If each department works in a silo, it can result in the following:
- Misalignment: Teams that don’t get the most up-to-date information around changes may prioritize pushing features and benefits that are no longer relevant.
- Inefficient Processes: Without accurate data, teams may duplicate tasks and waste resources, meaning the project will take longer to complete.
- Misunderstandings: Teams may not share the important context such as how the product works and when it will be ready for release.
- Limited Innovation: Teams that are too focused on their own workloads will fail to see the bigger picture—the delivery of a product that meets both customer needs and your strategic goals.
- Reduced Adaptability: Product teams missing key information won’t know about changing expectations, user experience problems, or requests. (And this impacts non-product teams who need to know the right features and benefits to sell and market.)
How to Improve Cross-Functional Communication
There is no singular answer to improving cross-functional communication. Instead, it requires a combination of strategies, tools, and practices tailored to an organization's unique needs.
Pinpoint Gaps in Communication
Think back to instances where teams have heard about a change of direction too late. Or, consider a time when crucial information slipped through the cracks. Reflect on the impact on the project and the business at large. Did you have to push delivery deadlines? Were stakeholders unhappy as a result?
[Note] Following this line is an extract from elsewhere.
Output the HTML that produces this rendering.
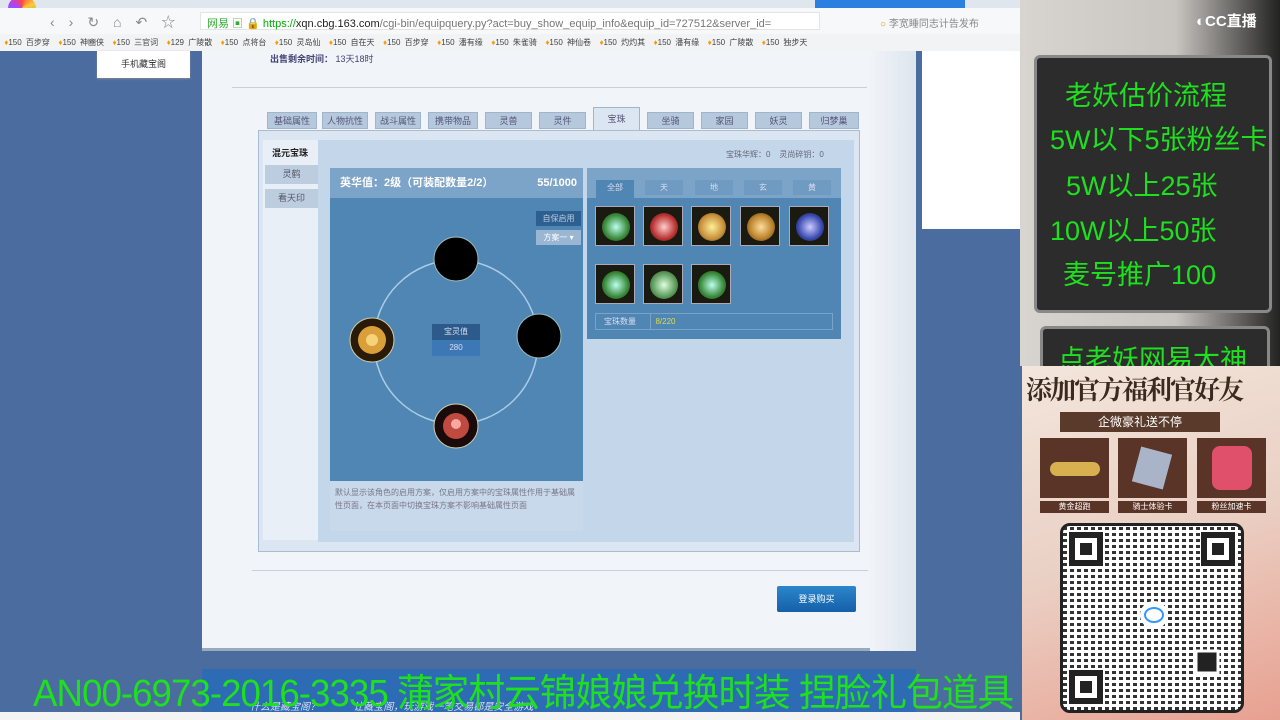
<!DOCTYPE html><html><head><meta charset="utf-8"><style>
*{margin:0;padding:0;box-sizing:border-box}
body{width:1280px;height:720px;overflow:hidden;position:relative;background:#4a6c9e;font-family:"Liberation Sans","Noto Sans CJK SC",sans-serif;font-size:10px;color:#333}
.a{position:absolute}
.tab{position:absolute;top:112px;height:17px;background:#b5c8dc;border:1px solid #9fb5cc;color:#557;font-size:9px;text-align:center;line-height:16px}
.gem{position:absolute;width:40px;height:40px;border:1px solid #aab;background:#1a1a10}
.gem i{position:absolute;left:6px;top:6px;width:28px;height:28px;border-radius:50%}
.gt{position:absolute;top:180px;height:15px;background:#6f9ac2;color:#dde;font-size:8px;text-align:center;line-height:15px}
.g{color:#1ee01e;font-size:27px;position:absolute;white-space:nowrap}
</style></head><body>
<div class="a" style="left:0;top:0;width:1020px;height:10px;background:#dfe6ee"></div>
<div class="a" style="left:815px;top:0;width:150px;height:8px;background:#2a7fe0"></div>
<div class="a" style="left:8px;top:-4px;width:28px;height:24px;border-radius:50%;background:conic-gradient(#f44,#fc3,#4c4,#39f,#a4f,#f44)"></div>
<div class="a" style="left:0;top:8px;width:1020px;height:26px;background:#f7f8fa"></div>
<div class="a" style="left:50px;top:12px;font-size:14px;color:#888;letter-spacing:14px">‹›↻⌂↶☆</div>
<div class="a" style="left:200px;top:12px;width:620px;height:18px;background:#fff;border:1px solid #e4e4e4"></div>
<div class="a" style="left:207px;top:15px;font-size:11px;color:#2a2"><span style="color:#3a3">网易 ▣ 🔒</span> <span style="color:#0a0">https://</span><span style="color:#222">xqn.cbg.163.com</span><span style="color:#777">/cgi-bin/equipquery.py?act=buy_show_equip_info&amp;equip_id=727512&amp;server_id=</span></div>
<div class="a" style="left:880px;top:15px;font-size:10px;color:#888"><span style="color:#e80">○</span> 李宽睡同志计告发布</div>
<div class="a" style="left:0;top:34px;width:1020px;height:17px;background:#f2f3f5;font-size:8px;color:#444;line-height:17px;white-space:nowrap;word-spacing:2px">&nbsp;<span style="color:#f90">♦</span>150 百步穿 &nbsp;<span style="color:#f90">♦</span>150 神豳侠 &nbsp;<span style="color:#f90">♦</span>150 三官词 &nbsp;<span style="color:#f90">♦</span>129 广陵散 &nbsp;<span style="color:#f90">♦</span>150 点将台 &nbsp;<span style="color:#f90">♦</span>150 灵岛仙 &nbsp;<span style="color:#f90">♦</span>150 自在天 &nbsp;<span style="color:#f90">♦</span>150 百步穿 &nbsp;<span style="color:#f90">♦</span>150 潘有缘 &nbsp;<span style="color:#f90">♦</span>150 朱雀骑 &nbsp;<span style="color:#f90">♦</span>150 神仙卷 &nbsp;<span style="color:#f90">♦</span>150 灼灼其 &nbsp;<span style="color:#f90">♦</span>150 潘有缘 &nbsp;<span style="color:#f90">♦</span>150 广陵散 &nbsp;<span style="color:#f90">♦</span>150 独步天</div>
<div class="a" style="left:97px;top:51px;width:93px;height:27px;background:#fff;box-shadow:0 1px 2px #889;font-size:9px;text-align:center;line-height:27px">手机藏宝阁</div>
<div class="a" style="left:202px;top:51px;width:714px;height:600px;background:#f1f4f8;border-bottom:3px solid #9ab;"></div>
<div class="a" style="left:870px;top:51px;width:46px;height:600px;background:linear-gradient(90deg,#f1f4f8,#dde5ee)"></div>
<div class="a" style="left:922px;top:51px;width:98px;height:178px;background:#fff"></div>
<div class="a" style="left:270px;top:52px;font-size:9px;color:#447"><b>出售剩余时间：</b> 13天18时</div>
<div class="a" style="left:232px;top:87px;width:635px;height:1px;background:#ccd"></div>
<div class="tab" style="left:267px;width:50px">基础属性</div>
<div class="tab" style="left:322px;width:46px">人物抗性</div>
<div class="tab" style="left:375px;width:46px">战斗属性</div>
<div class="tab" style="left:428px;width:50px">携带物品</div>
<div class="tab" style="left:485px;width:47px">灵兽</div>
<div class="tab" style="left:539px;width:47px">灵件</div>
<div class="tab" style="left:593px;top:107px;height:24px;width:47px;background:#dbe6f2;line-height:22px">宝珠</div>
<div class="tab" style="left:647px;width:47px">坐骑</div>
<div class="tab" style="left:701px;width:47px">家园</div>
<div class="tab" style="left:755px;width:47px">妖灵</div>
<div class="tab" style="left:809px;width:50px">归梦巢</div>
<div class="a" style="left:258px;top:130px;width:602px;height:422px;background:#dbe6f2;border:1px solid #a9bcd2"></div>
<div class="a" style="left:263px;top:140px;width:55px;height:400px;background:#e9eff7"></div>
<div class="a" style="left:318px;top:140px;width:536px;height:402px;background:#c4d6ea"></div>
<div class="a" style="left:272px;top:146px;font-size:9px;font-weight:bold;color:#222">混元宝珠</div>
<div class="a" style="left:265px;top:165px;width:53px;height:19px;background:#bccde0;text-align:center;line-height:19px;font-size:9px;color:#556">灵鹤</div>
<div class="a" style="left:265px;top:189px;width:53px;height:19px;background:#bccde0;text-align:center;line-height:19px;font-size:9px;color:#556">看天印</div>
<div class="a" style="left:726px;top:149px;font-size:8px;color:#667">宝珠华辉：0 &nbsp;&nbsp; 灵尚碎钥：0</div>
<div class="a" style="left:330px;top:168px;width:253px;height:313px;background:#4f86b4"></div>
<div class="a" style="left:330px;top:168px;width:253px;height:30px;background:#7ca3c8;color:#fff;font-weight:bold;font-size:11px;line-height:30px;padding-left:10px">英华值：2级（可装配数量2/2）<span style="position:absolute;right:6px">55/1000</span></div>
<div class="a" style="left:536px;top:211px;width:45px;height:15px;background:#2e5f91;color:#bcd;font-size:8px;line-height:15px;text-align:center">自保启用</div>
<div class="a" style="left:536px;top:230px;width:45px;height:15px;background:#9ab6d2;color:#fff;font-size:8px;line-height:15px;text-align:center">方案一 ▾</div>
<svg class="a" style="left:330px;top:198px" width="253" height="283">
<circle cx="126" cy="144" r="82" fill="none" stroke="#a9cbe6" stroke-width="1.5"/>
<circle cx="126" cy="61" r="22" fill="#000" stroke="#9bb" />
<circle cx="209" cy="138" r="22" fill="#000" stroke="#9bb"/>
<circle cx="42" cy="142" r="22" fill="#2a1a08" stroke="#cca"/><circle cx="42" cy="142" r="14" fill="#d9a03a"/><circle cx="42" cy="142" r="6" fill="#f6d27a"/>
<circle cx="126" cy="228" r="22" fill="#1a0a0a" stroke="#cca"/><circle cx="126" cy="228" r="13" fill="#c04a40"/><circle cx="126" cy="226" r="5" fill="#f8a8a0"/>
</svg>
<div class="a" style="left:432px;top:324px;width:48px;height:16px;background:#2c5a8a;color:#dde;font-size:8px;text-align:center;line-height:16px">宝灵值</div>
<div class="a" style="left:432px;top:340px;width:48px;height:16px;background:#3d78b6;color:#dde;font-size:8px;text-align:center;line-height:16px">280</div>
<div class="a" style="left:330px;top:481px;width:253px;height:50px;background:#c9d9ec;color:#778;font-size:8px;line-height:13px;padding:5px 5px">默认显示该角色的启用方案，仅启用方案中的宝珠属性作用于基础属性页面，在本页面中切换宝珠方案不影响基础属性页面</div>
<div class="a" style="left:587px;top:168px;width:254px;height:171px;background:#4f86b4"></div>
<div class="a" style="left:587px;top:168px;width:254px;height:30px;background:#7ca3c8"></div>
<div class="gt" style="left:596px;top:180px;height:18px;width:38px;background:#4f86b4">全部</div>
<div class="gt" style="left:645px;width:38px">天</div>
<div class="gt" style="left:695px;width:38px">地</div>
<div class="gt" style="left:744px;width:38px">玄</div>
<div class="gt" style="left:793px;width:38px">黄</div>
<div class="gem" style="left:595px;top:206px"><i style="background:radial-gradient(#bfe,#3a8a3a 60%,#1a3a1a)"></i></div>
<div class="gem" style="left:643px;top:206px"><i style="background:radial-gradient(#fcc,#b33 60%,#311)"></i></div>
<div class="gem" style="left:691px;top:206px"><i style="background:radial-gradient(#fe9,#c8903a 60%,#432)"></i></div>
<div class="gem" style="left:740px;top:206px"><i style="background:radial-gradient(#fd9,#b8802a 60%,#321)"></i></div>
<div class="gem" style="left:789px;top:206px"><i style="background:radial-gradient(#ccf,#3a4ab0 60%,#113)"></i></div>
<div class="gem" style="left:595px;top:264px"><i style="background:radial-gradient(#bfe,#3a8a3a 60%,#1a3a1a)"></i></div>
<div class="gem" style="left:643px;top:264px"><i style="background:radial-gradient(#dfd,#5a9a5a 60%,#2a4a2a)"></i></div>
<div class="gem" style="left:691px;top:264px"><i style="background:radial-gradient(#bfe,#3a8a3a 60%,#1a3a1a)"></i></div>
<div class="a" style="left:595px;top:313px;width:238px;height:17px;border:1px solid #7aa3c8;font-size:8px;line-height:15px;color:#dde"><span style="display:inline-block;width:55px;padding-left:8px;border-right:1px solid #7aa3c8">宝珠数量</span> &nbsp;<span style="color:#dd4">8/220</span></div>
<div class="a" style="left:252px;top:570px;width:616px;height:1px;background:#ccd"></div>
<div class="a" style="left:777px;top:586px;width:79px;height:26px;background:linear-gradient(#2c86cc,#1460a8);border-radius:2px;color:#fff;font-size:9px;text-align:center;line-height:26px">登录购买</div>
<div class="a" style="left:202px;top:669px;width:714px;height:51px;background:#2d6bb4"></div>
<div class="a" style="left:250px;top:698px;color:#dde;font-size:10px;font-style:italic">什么是藏宝阁？ &nbsp;&nbsp;&nbsp;&nbsp;&nbsp;&nbsp;&nbsp;&nbsp;&nbsp;&nbsp; 让藏宝阁，玩游戏一笔交易都是安全游戏</div>
<div class="a" style="left:0;top:712px;width:1020px;height:8px;background:#f4f4f4"></div>
<div class="g" style="left:33px;top:662px;font-size:38px;transform:scaleX(0.965);transform-origin:0 0;letter-spacing:-1px">AN00-6973-2016-3335 蒲家村云锦娘娘兑换时装 捏脸礼包道具</div>
<div class="a" style="left:1020px;top:0;width:260px;height:366px;background:linear-gradient(90deg,#d8d4d0,#c8c4c0 60%,#222)"></div>
<div class="a" style="left:1034px;top:55px;width:238px;height:258px;background:#2c2c2c;border:3px solid #888;border-radius:6px"></div>
<div class="a" style="left:1040px;top:326px;width:230px;height:60px;background:#2c2c2c;border:3px solid #888;border-radius:6px"></div>
<div class="a" style="left:1196px;top:10px;color:#fff;font-size:15px;font-weight:bold">◐CC直播</div>
<div class="g" style="left:1065px;top:74px">老妖估价流程</div>
<div class="g" style="left:1050px;top:118px">5W以下5张粉丝卡</div>
<div class="g" style="left:1066px;top:164px">5W以上25张</div>
<div class="g" style="left:1050px;top:209px">10W以上50张</div>
<div class="g" style="left:1063px;top:253px">麦号推广100</div>
<div class="g" style="left:1058px;top:338px">点老妖网易大神</div>
<div class="a" style="left:1022px;top:366px;width:258px;height:354px;background:linear-gradient(160deg,#f3e6dc,#ead0c4 50%,#e8a090)"></div>
<div class="a" style="left:1026px;top:370px;font-size:26px;color:#3a2a20;font-family:'Noto Serif CJK SC',serif;font-weight:bold;letter-spacing:-2px;white-space:nowrap">添加官方福利官好友</div>
<div class="a" style="left:1060px;top:412px;width:160px;height:20px;background:#5a3a2a;color:#fff;font-size:12px;text-align:center;line-height:20px">企微豪礼送不停</div>
<div class="a" style="left:1040px;top:438px;width:69px;height:60px;background:#5a3426"></div>
<div class="a" style="left:1118px;top:438px;width:69px;height:60px;background:#5a3426"></div>
<div class="a" style="left:1197px;top:438px;width:69px;height:60px;background:#5a3426"></div>
<div class="a" style="left:1050px;top:462px;width:50px;height:14px;background:#d8b050;border-radius:8px"></div>
<div class="a" style="left:1136px;top:450px;width:32px;height:36px;background:#aab4c8;transform:rotate(15deg)"></div>
<div class="a" style="left:1212px;top:446px;width:40px;height:44px;background:#e0506a;border-radius:8px"></div>
<div class="a" style="left:1040px;top:501px;width:69px;height:12px;background:#5a3426;color:#fff;font-size:8px;text-align:center;line-height:12px">黄金超跑</div>
<div class="a" style="left:1118px;top:501px;width:69px;height:12px;background:#5a3426;color:#fff;font-size:8px;text-align:center;line-height:12px">骑士体验卡</div>
<div class="a" style="left:1197px;top:501px;width:69px;height:12px;background:#5a3426;color:#fff;font-size:8px;text-align:center;line-height:12px">粉丝加速卡</div>
<div class="a" style="left:1060px;top:523px;width:184px;height:190px;background:#fff;border:3px solid #222;border-radius:10px;
background-image:repeating-linear-gradient(90deg,transparent 0 4px,#fff 4px 7px),repeating-linear-gradient(0deg,#333 0 3px,#fff 3px 6px)"></div>
<svg class="a" style="left:1060px;top:523px" width="184" height="190">
<g fill="none" stroke="#222" stroke-width="6"><rect x="12" y="12" width="28" height="28" fill="#fff"/><rect x="144" y="12" width="28" height="28" fill="#fff"/><rect x="12" y="150" width="28" height="28" fill="#fff"/></g>
<g fill="#222"><rect x="20" y="20" width="12" height="12"/><rect x="152" y="20" width="12" height="12"/><rect x="20" y="158" width="12" height="12"/><rect x="136" y="128" width="22" height="22"/></g>
<rect x="136" y="128" width="22" height="22" fill="none" stroke="#fff" stroke-width="3"/>
<circle cx="94" cy="92" r="14" fill="#fff"/><ellipse cx="94" cy="92" rx="9" ry="7" fill="none" stroke="#39f" stroke-width="2"/>
</svg>
</body></html>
Now, reflect on the impact on team members. How did it affect their capacity and workload? And what about their stress levels? Poor communication can lead to disorganized projects, which in turn can lead to increased workloads.
Make sure you extend your investigation beyond project teams. Talk to department heads, perhaps making the investigation their responsibility. After all, their teams will be more comfortable opening up to them. But if you still think they may be less than forthcoming, implement anonymous surveys so they can give feedback freely.
And, looking ahead, consider the tools at your disposal to help enhance communication. You could dedicate a channel to each project within your messaging platform. You could also use your project management software as a resource hub.
Deploy Customer Surveys
The best way to know if you’ve hit the mark with your clients is to ask them outright. You could of course do this in-person. Or, to encourage a more honest response, you could deploy customer surveys. These will give you insights into what went right, what went wrong, and what you could do better. Then, you can share what you’ve learned with your teams.
And what about feedback that seems directionless—or even untrue? While it can be difficult to solve that customer’s particular grievances, the fact they’re so unhappy still falls on your shoulders. Was there a misalignment of expectations around product requirements? Or, perhaps you saw red flags with this client from the very beginning and never should have taken their project on in the first place.
You can also apply these surveys internally. By having open feedback channels, your teams will be able to give their opinion on what went wrong and how they think it should go in future. Of course, with this option you should have conflict resolution mechanisms in place. This will be particularly helpful when the feedback isn’t great. Perhaps you could appoint a mediator for discussions. Promoting a just culture where everyone feels comfortable talking about their mistakes will make it easier for you to identify improvements.
Bad feedback is never pleasant. But all feedback is valuable. Teams can improve their approaches when they’re aware of everyone’s experience. And work together to provide the best possible product each time as a result.
Facilitate Meetings Between Product and Non-Product Teams
Catch-ups between product teams and non-product teams will align expectations and keep the project on track. You should discuss everything from development bottlenecks to changing business needs so everyone knows how the project is progressing.
Make these meetings a regular occurrence for each project, ahead of important milestones or deadlines. You can also implement cross-functional training sessions. Thrse will help teams better understand how everyone works, which should improve process efficiencies as well as communication.
That said, understand that all team members can’t attend these meetings and sessions each and every time. After all, they’ll have other work demands as well as instances of sickness and vacation time. So, appoint someone to take minutes and forward them to those parties who are unavailable. Or, better still, use software that can store all documents, that teams can access, view, and discuss whenever they need.
Improve Communication and Your Product Lifecycle
Communication can be the difference between a lifecycle that stops and starts and one that’s seamless. It can help you hone your product delivery—in terms of time and quality. And, this in turn will impact your bottom line.
Through cross-functional reviews, increased visibility over the entire lifecycle, and continual feedback, you’ll be able to reduce speed to market while maintaining a focus on quality. With this, you’ll increase customer satisfaction which can create new business opportunities. You can also carve out time for other projects, and further boost your revenue.